Page 58 of Run of Ruin

Ever since Brexlyn crashed into my life, I couldn’t stop seeing the fractures in this place. The things I’d stopped questioning. The comforts I never realized others bled and died for. Every step I took here felt heavier now. Like I was carrying something with me that I hadn’t been before.

I sat down and let my gaze drift to the far wall, where a row of portraits displayed some of the most decorated champions in Reclamation Run history. Their faces were etched into the collective memory of Praxis, legends born from blood and broadcast. Among them, Edgar Soonwater of Ember Collective stood out.

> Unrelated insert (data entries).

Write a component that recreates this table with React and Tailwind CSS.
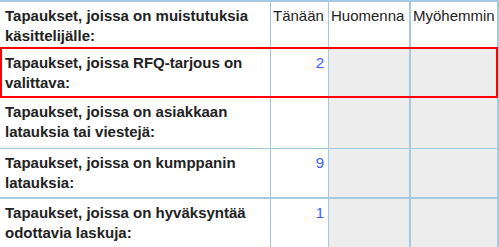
const rows = [
  { label: "Tapaukset, joissa RFQ-tarjous on valittava:", today: "2", flagged: true, h: "h-[51px]", border: "" },
  { label: "Tapaukset, joissa on asiakkaan latauksia tai viestejä:", today: "", h: "h-[51px]", border: "border-b border-[#a6c9e2]" },
  { label: "Tapaukset, joissa on kumppanin latauksia:", today: "9", h: "h-[50px]", border: "border-b-2 border-[#a6c9e2]" },
  { label: "Tapaukset, joissa on hyväksyntää odottavia laskuja:", today: "1", h: "h-[50px]", border: "" },
];

const Cells = ({ label, today }) => (
  <>
    <div className="w-[268px] shrink-0 pl-[3px] pr-2 pt-[4px] font-bold leading-5">{label}</div>
    <div className="w-[58px] shrink-0 border-l border-[#a6c9e2] pr-[4px] pt-[4px] text-right leading-5 text-[#3a5cff]">
      {today}
    </div>
    <div className="w-[81px] shrink-0 border-l border-[#a6c9e2] bg-[#ededed]" />
    <div className="flex-1 border-l-2 border-[#a6c9e2] bg-[#ededed]" />
  </>
);

export default function App() {
  return (
    <div className="h-[247px] w-[499px] overflow-hidden bg-white text-[15px] text-[#222] [font-family:'Liberation_Sans',Arial,sans-serif]">
      <div className="border-r-2 border-[#a6c9e2]">
        {/* column headers */}
        <div className="flex h-[47px] border-t-2 border-[#a6c9e2]">
          <div className="w-[270px] shrink-0 pl-[5px] pt-[4px] font-bold leading-5">
            Tapaukset, joissa on muistutuksia käsittelijälle:
          </div>
          <div className="w-[58px] shrink-0 border-l border-[#a6c9e2] pl-[2px] pt-[4px] leading-5">Tänään</div>
          <div className="w-[81px] shrink-0 border-l border-[#a6c9e2] pl-[2px] pt-[4px] leading-5">Huomenna</div>
          <div className="flex-1 border-l-2 border-[#a6c9e2] pl-[2px] pt-[4px] leading-5">Myöhemmin</div>
        </div>

        {rows.map((r) =>
          r.flagged ? (
            <div key={r.label} className={`flex ${r.h} border-2 border-[#ff0000] mr-[-1px]`}>
              <Cells label={r.label} today={r.today} />
            </div>
          ) : (
            <div key={r.label} className={`flex ${r.h} ${r.border} pl-[2px]`}>
              <Cells label={r.label} today={r.today} />
            </div>
          )
        )}
      </div>
    </div>
  );
}
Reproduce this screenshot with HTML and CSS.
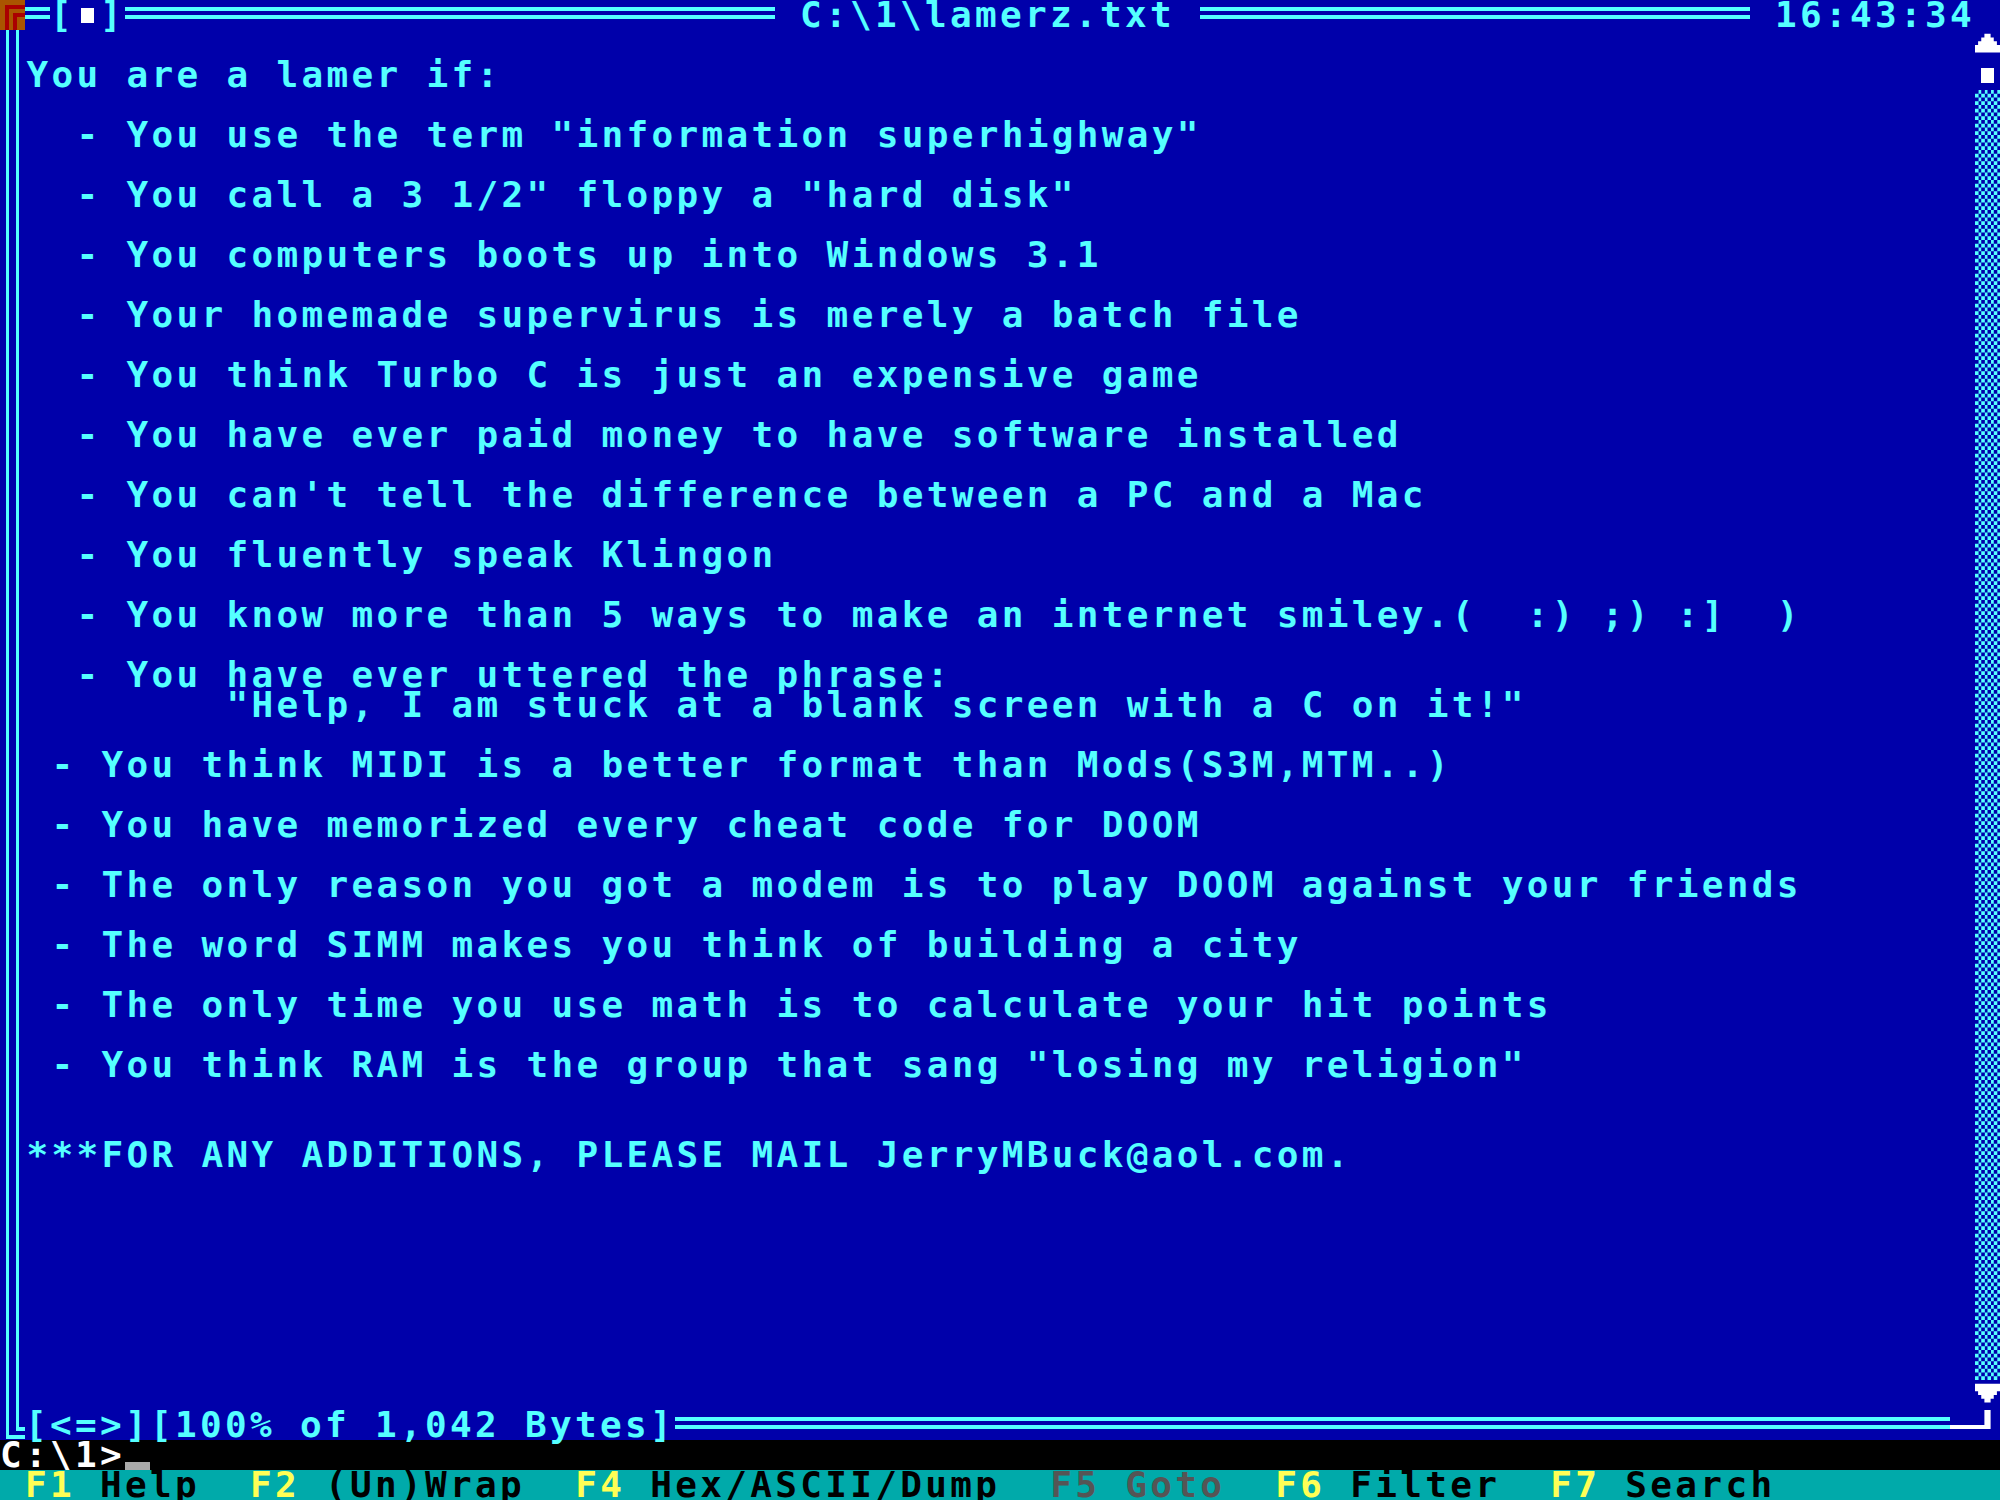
FILE: index.html
```html
<!DOCTYPE html>
<html lang="en">
<head>
  <meta charset="UTF-8">
  <title>C:\1\lamerz.txt</title>
  <link rel="stylesheet" href="styles.css">
</head>
<body>
  <div class="screen">
    <div class="window">
      <div class="titlebar">
        <span class="cell">
          <svg width="25" height="30" viewBox="0 0 25 30">
            <rect width="25" height="30" fill="#aa5500"/>
            <path d="M5 30V5h20v4H9v21z M13 30V13h12v4h-8v13z" fill="#aa0000"/>
          </svg>
        </span>
        <span class="dbl w1"></span>
        <span class="txt">[</span>
        <span class="cell box-cell"><i class="box"></i></span>
        <span class="txt">]</span>
        <span class="dbl w26"></span>
        <span class="txt"> C:\1\lamerz.txt </span>
        <span class="dbl grow"></span>
        <span class="txt"> 16:43:34 </span>
      </div>

      <div class="viewer">
        <div class="frame-left"></div>
<pre class="content">You are a lamer if:

  - You use the term "information superhighway"

  - You call a 3 1/2" floppy a "hard disk"

  - You computers boots up into Windows 3.1

  - Your homemade supervirus is merely a batch file

  - You think Turbo C is just an expensive game

  - You have ever paid money to have software installed

  - You can't tell the difference between a PC and a Mac

  - You fluently speak Klingon

  - You know more than 5 ways to make an internet smiley.(  :) ;) :]  )

  - You have ever uttered the phrase:
        "Help, I am stuck at a blank screen with a C on it!"

 - You think MIDI is a better format than Mods(S3M,MTM..)

 - You have memorized every cheat code for DOOM

 - The only reason you got a modem is to play DOOM against your friends

 - The word SIMM makes you think of building a city

 - The only time you use math is to calculate your hit points

 - You think RAM is the group that sang "losing my religion"


***FOR ANY ADDITIONS, PLEASE MAIL JerryMBuck@aol.com.</pre>
        <div class="scrollbar">
          <div class="cell">
            <svg width="25" height="30" viewBox="0 0 25 30">
              <polygon fill="#fff" points="9.4,3.75 15.6,3.75 15.6,7.5 18.75,7.5 18.75,11.25 21.9,11.25 21.9,15 25,15 25,22.5 0,22.5 0,15 3.1,15 3.1,11.25 6.25,11.25 6.25,7.5 9.4,7.5"/>
            </svg>
          </div>
          <div class="cell box-cell"><i class="box"></i></div>
          <div class="track"></div>
          <div class="cell">
            <svg width="25" height="30" viewBox="0 0 25 30">
              <polygon fill="#fff" points="0,3.75 25,3.75 25,11.25 21.9,11.25 21.9,15 18.75,15 18.75,18.75 15.6,18.75 15.6,22.5 9.4,22.5 9.4,18.75 6.25,18.75 6.25,15 3.1,15 3.1,11.25 0,11.25"/>
            </svg>
          </div>
        </div>
      </div>

      <div class="statusbar">
        <span class="cell">
          <svg width="25" height="30" viewBox="0 0 25 30">
            <path d="M6 0h3v25h16v4H6z M16 0h3v17h6v4h-9z" fill="#55ffff"/>
          </svg>
        </span>
        <span class="txt">[&lt;=&gt;][100% of 1,042 Bytes]</span>
        <span class="dbl grow"></span>
        <span class="resize">
          <svg width="50" height="30" viewBox="0 0 50 30">
            <path d="M0 15h34.4V0h6.2v19H0z" fill="#fff"/>
          </svg>
        </span>
      </div>
    </div>

    <div class="prompt"><span class="txt">C:\1&gt;</span><span class="cursor"></span></div>
    <div class="fkeys"> <b>F1</b> Help  <b>F2</b> (Un)Wrap  <b>F4</b> Hex/ASCII/Dump  <span class="off"><b>F5</b> Goto</span>  <b>F6</b> Filter  <b>F7</b> Search</div>
  </div>
</body>
</html>
```

FILE: styles.css
```css
:root {
  --blue: #0000aa;
  --cyan: #55ffff;
  --teal: #00aaaa;
  --yellow: #ffff55;
}
body {
  margin: 0;
  background-color: #000;
  font-family: "DejaVu Sans Mono", "Liberation Mono", monospace;
  font-weight: bold;
  font-size: 36px;
  letter-spacing: 3.33px; /* 25px per text column */
  line-height: 30px;
}
.screen {
  width: 2000px;
  height: 1500px;
  display: flex;
  flex-direction: column;
}
.window {
  background-color: var(--blue);
  color: var(--cyan);
  height: 1440px;
  display: flex;
  flex-direction: column;
}
.cell {
  width: 25px;
  height: 30px;
  flex: none;
  display: block;
}
.cell svg, .resize svg {
  display: block;
}
.txt {
  white-space: pre;
  flex: none;
}

/* double horizontal frame line */
.dbl {
  height: 30px;
  flex: none;
  background: linear-gradient(to bottom, transparent 7px, var(--cyan) 7px 11px, transparent 11px 15px, var(--cyan) 15px 19px, transparent 19px);
}
.dbl.w1 { width: 25px; }
.dbl.w26 { width: 650px; }
.dbl.grow { flex: 1; }

.titlebar, .statusbar {
  display: flex;
  height: 30px;
}
.box-cell {
  display: flex;
  align-items: center;
  justify-content: center;
}
.box {
  width: 12.5px;
  height: 15px;
  background-color: #fff;
}

.viewer {
  display: grid;
  grid-template-columns: 25px 1fr 25px;
  height: 1380px;
}
.frame-left {
  background: linear-gradient(to right, transparent 6px, var(--cyan) 6px 9px, transparent 9px 16px, var(--cyan) 16px 19px, transparent 19px);
}
.content {
  margin: 0;
  padding: 30px 0 0 1.5px;
  font: inherit;
  color: var(--cyan);
  overflow: hidden;
}
.scrollbar {
  display: flex;
  flex-direction: column;
}
.track {
  flex: 1;
  background-color: var(--blue);
  background-image: conic-gradient(var(--cyan) 25%, var(--blue) 0 50%, var(--cyan) 0 75%, var(--blue) 0);
  background-size: 6.25px 7.5px;
}
.resize {
  width: 50px;
  flex: none;
}

.prompt {
  display: flex;
  height: 30px;
  color: #fff;
}
.cursor {
  width: 25px;
  height: 8px;
  align-self: flex-end;
  background-color: #aaa;
}
.fkeys {
  height: 30px;
  background-color: var(--teal);
  color: #000;
  white-space: pre;
}
.fkeys b {
  color: var(--yellow);
}
.fkeys .off,
.fkeys .off b {
  color: #555;
}
```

He was a Challenger when I was still a kid, a name spoken in every household, his victories recounted like bedtime stories. My friends and I would reenact his greatest hits on the playground.

Edgar had done what no one else had. Sixteen trial wins out of twenty, placing in the top five for the rest. An impossible streak. A miracle by Run standards. After his final victory, you couldn’t turn on a screen without seeing Ember. Footage of grateful families receiving resources. Smiling children holding baskets of produce, people receiving medical assistance. Edgar had saved them.

Back then, I believed it. I remember thinking how thrilling it was that he won. How good it must feel for Ember, to finally get their due. But now I see it for what it was. Even with Edgar’s record-breaking performance, even with the blood, sweat, and bone he left on those trial grounds, the footage of Ember was still a pale shadow compared to Praxis. The Collective’s streets were cracked, their power grids unstable, their medical supplies rationed to the ounce. And the next year, theresources all went away again, waiting for another Challenger to fight for them. Meanwhile, Praxis broadcasted from towering spires and silk-lined conference rooms, sipping from glasses no one else could afford.

The Collectives could fight, bleed, and die a thousand times, and they’d still never catch up. The game was rigged long before it ever started.

It wasn’t right.

It wasn’t fair.

I understand that now.

And if this meeting was the end of my career, if they pulled my feed rights, cut my access, erased my name from every server and clearance list, how was I supposed to protect Brexlyn then? How could I keep her safe from a system designed to devour people like her?

I clenched my fists in my lap, feeling my nails bite into my palms, and fixed my stare on the table’s flawless, polished surface when the door opened.

I’d only seen Archon Evanora Veritas in person a handful of times each year, usually during opening ceremonies or broadcast debriefs for the Reclamation Run. But never like this. Never with just the two of us in a room, no buffer of officials or fellow producers to soften the weight of her attention.

She strode into the conference room like she owned the air itself, her sharp gaze locking onto me the second the doors opened. She wore a soft, silver pantsuit that shimmered under the stained-glass glow of the overhead lights, every movement of the fabric catching and scattering light. Her dark hair was twisted into an intricate bun atop her head, pinned with jeweled clasps and tiny diamonds that glinted like frost.

I stood as she approached the head of the conference table, lowering my head in a bow I hoped masked the pulse hammering in my throat.

“Archon Veritas,” I murmured, voice steady by some miracle. “It’s an honor.”

It was also probably a death sentence. But I couldn’t say that part out loud.

“Zaffir Stark,” she said, her voice as smooth and sharp as glass. She gestured for me to reclaim my seat with a flick of her fingers, a dismissive little motion. I obeyed, sitting slowly.

“You’ve been in your line of work a while now, haven’t you?” she asked, tapping a single polished fingertip against the tabletop, a slow, deliberate rhythm that felt more threatening than casual.

“I have, ma’am,” I answered. “I’ve been behind a camera for as long as I can remember.”

“You like telling stories, do you?”

I swallowed. “I do.”

She hummed, a small, thoughtful sound. “Yes… storytelling is one of the most useful weapons a society can wield. Don’t you think?”

I said nothing, just nodded, though I could feel her gaze peeling back my skin like she was searching for the softest place to cut.

“You love your work, then?” she prompted, eyes narrowing the tiniest fraction.

“I do,” I replied evenly.

“You must,” she said, a faint smile curling at the corners of her mouth, not kind, but knowing. “After all, I can’t imagine anyone offering to take on twice the footage if they didn’t love what they do.”

A chill slid down my spine. My breath hitched for a heartbeat, but I masked it as best I could.

I had to play this carefully. No hesitation. No cracks.

“I didn’t take on Darkbranch’s feed out of love for the work,” I said, adopting the cold, clinical tone Praxis expected. “I did it out of necessity, the need to manage my Challenger’s narrative.”

Her eyebrow lifted, the slightest arch of interest. She wasn’t convinced yet, but she was listening. “Is that so?”

I nodded once. “Canyon hasn’t elected a Challenger with a viable shot at survival in years, let alone one capable of contending for top placements. The past several seasons, my work’s ended early, Challengers washed out in the first few trials, leaving nothing to edit, nothing to broadcast. No story to tell.”